In 1974, she appeared as a dancer with Laura Dean and Dance Company in New York, Washington, D.C. and Connecticut and two years later as a singer, actor and dancer for the world premiere of Philip Glass and Robert Wilson's Einstein on the Beach at the Avignon Festival, touring with the production to Hamburg, Paris, Belgrade, Venice, Brussels, Rotterdam and the Metropolitan Opera House where it was performed in November 1976. Her dance piece, "Beta Hookups" set to Lou Reed's Metal Machine Music, was performed at Merce Cunningham Studio with Reed himself filming, followed by additional performances of the work at The Kitchen. Her theatre-dance piece titled Dancers premiered at the Dance Theater Workshop in 1977, and her four abstracts, Ode, String Out, Steady State Turning and Cycles were performed at The Kitchen in 1979 earning a positive review in The New York Times, followed by performances of her dance company, Grethe Holby and Dancers, throughout the New York area.

1963

Holby attended Interlochen Arts Camp in 1963 and graduated from Mamaroneck High School in 1966. She then enrolled at Bryn Mawr College. Holby later transferred to the Massachusetts Institute of Technology, where she received a Bachelor of Science degree in art and design in 1971. She subsequently earned a Master of Architecture from MIT with a thesis titled, The Relationship of Theater and Architecture in the Theatrical Experience.

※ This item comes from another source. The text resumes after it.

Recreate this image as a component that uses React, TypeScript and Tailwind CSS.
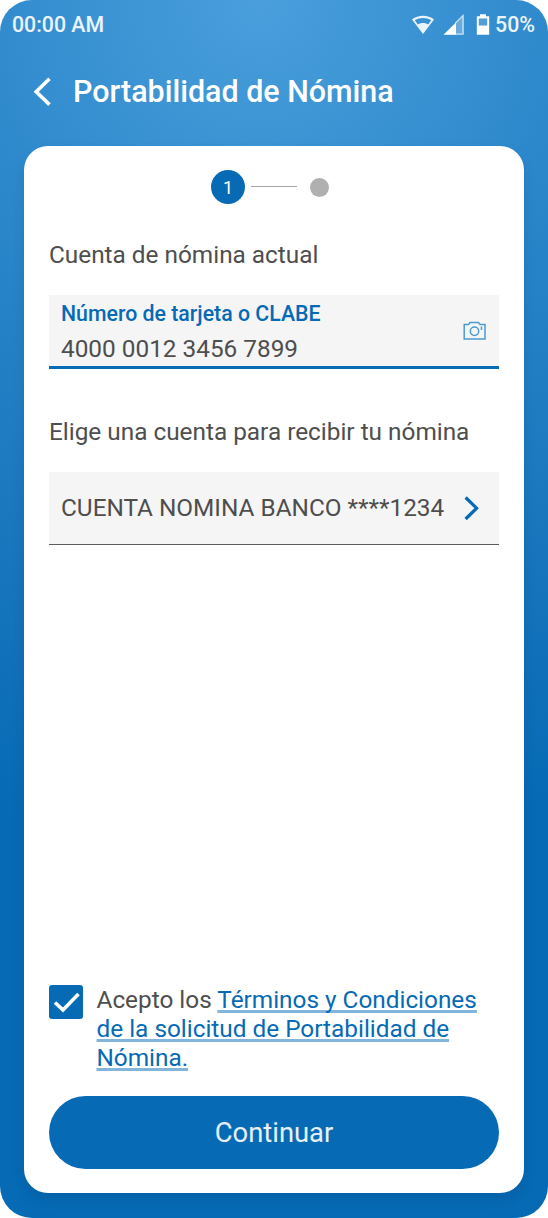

She also cross-registered at Harvard to study set design with Franco Colavecchia.

1948

Grethe Barrett Holby (born April 26, 1948) is an American theatre producer, stage director, choreographer, and dramaturge best known for her work in opera. Holby is noted as the founder of American Opera Projects, where she served as Artistic Director from 1988 until 2001. She currently serves as Executive Artistic Director of Family Opera Initiative which she founded in 1995, and Ardea Arts, Inc., which she founded in 2006. The Rockefeller Foundation awarded Holby a 2006 Creative Arts Residency The Bellagio Center.